*** Source material ***
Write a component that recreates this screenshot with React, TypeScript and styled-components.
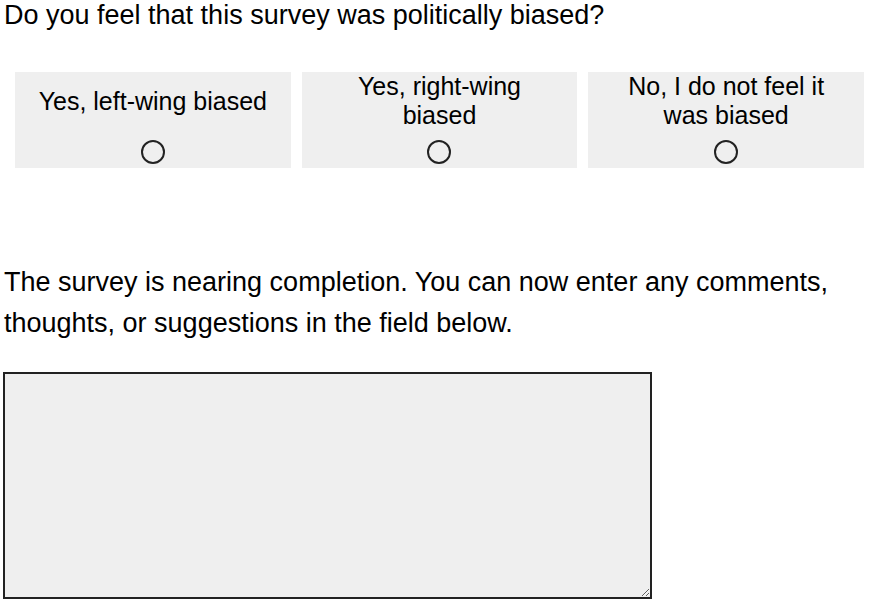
import styled, { createGlobalStyle } from "styled-components";

const GlobalStyle = createGlobalStyle`
  body {
    margin: 0;
    background: #ffffff;
    font-family: Arial, "Liberation Sans", sans-serif;
    color: #000000;
  }
`;

const Page = styled.div`
  padding: 0 2px 0 3px;
`;

const Question = styled.h2`
  margin: 0;
  padding-left: 1px;
  font-size: 27px;
  font-weight: normal;
  line-height: 30px;
`;

const Options = styled.div`
  display: grid;
  grid-template-columns: repeat(3, 1fr);
  gap: 11px;
  padding: 42px 11px 0 12px;
`;

const Option = styled.label`
  display: flex;
  flex-direction: column;
  align-items: center;
  height: 96px;
  background-color: #efefef;
  cursor: pointer;
`;

const OptionText = styled.span`
  display: flex;
  align-items: center;
  justify-content: center;
  height: 58px;
  padding: 0 20px;
  text-align: center;
  font-size: 25px;
  line-height: 29px;
`;

const Radio = styled.input`
  appearance: none;
  margin: 10px 0 0;
  width: 24px;
  height: 24px;
  border: 2px solid #222222;
  border-radius: 50%;
  background: transparent;
  &:checked {
    background: radial-gradient(circle, #222222 0 5px, transparent 6px);
  }
`;

const Notice = styled.p`
  margin: 94px 0 0;
  padding-left: 1px;
  font-size: 27px;
  line-height: 41px;
`;

const Comments = styled.textarea`
  display: block;
  box-sizing: border-box;
  margin-top: 28px;
  width: 649px;
  height: 227px;
  border: 2px solid #222222;
  border-radius: 0;
  background-color: #efefef;
  font-family: inherit;
  font-size: 18px;
`;

const options = [
  "Yes, left-wing biased",
  "Yes, right-wing biased",
  "No, I do not feel it was biased",
];

function App() {
  return (
    <Page>
      <GlobalStyle />
      <Question>Do you feel that this survey was politically biased?</Question>
      <Options>
        {options.map((text) => (
          <Option key={text}>
            <OptionText>{text}</OptionText>
            <Radio type="radio" name="bias" />
          </Option>
        ))}
      </Options>
      <Notice>
        The survey is nearing completion. You can now enter any comments,
        thoughts, or suggestions in the field below.
      </Notice>
      <Comments />
    </Page>
  );
}

export default App;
***
_Task description_
Using the data above, print every line exactly, omitting pictures.

_Task result_
Write a component that recreates this screenshot with React, TypeScript and styled-components.
import styled, { createGlobalStyle } from "styled-components";

const GlobalStyle = createGlobalStyle`
  body {
    margin: 0;
    background: #ffffff;
    font-family: Arial, "Liberation Sans", sans-serif;
    color: #000000;
  }
`;

const Page = styled.div`
  padding: 0 2px 0 3px;
`;

const Question = styled.h2`
  margin: 0;
  padding-left: 1px;
  font-size: 27px;
  font-weight: normal;
  line-height: 30px;
`;

const Options = styled.div`
  display: grid;
  grid-template-columns: repeat(3, 1fr);
  gap: 11px;
  padding: 42px 11px 0 12px;
`;

const Option = styled.label`
  display: flex;
  flex-direction: column;
  align-items: center;
  height: 96px;
  background-color: #efefef;
  cursor: pointer;
`;

const OptionText = styled.span`
  display: flex;
  align-items: center;
  justify-content: center;
  height: 58px;
  padding: 0 20px;
  text-align: center;
  font-size: 25px;
  line-height: 29px;
`;

const Radio = styled.input`
  appearance: none;
  margin: 10px 0 0;
  width: 24px;
  height: 24px;
  border: 2px solid #222222;
  border-radius: 50%;
  background: transparent;
  &:checked {
    background: radial-gradient(circle, #222222 0 5px, transparent 6px);
  }
`;

const Notice = styled.p`
  margin: 94px 0 0;
  padding-left: 1px;
  font-size: 27px;
  line-height: 41px;
`;

const Comments = styled.textarea`
  display: block;
  box-sizing: border-box;
  margin-top: 28px;
  width: 649px;
  height: 227px;
  border: 2px solid #222222;
  border-radius: 0;
  background-color: #efefef;
  font-family: inherit;
  font-size: 18px;
`;

const options = [
  "Yes, left-wing biased",
  "Yes, right-wing biased",
  "No, I do not feel it was biased",
];

function App() {
  return (
    <Page>
      <GlobalStyle />
      <Question>Do you feel that this survey was politically biased?</Question>
      <Options>
        {options.map((text) => (
          <Option key={text}>
            <OptionText>{text}</OptionText>
            <Radio type="radio" name="bias" />
          </Option>
        ))}
      </Options>
      <Notice>
        The survey is nearing completion. You can now enter any comments,
        thoughts, or suggestions in the field below.
      </Notice>
      <Comments />
    </Page>
  );
}

export default App;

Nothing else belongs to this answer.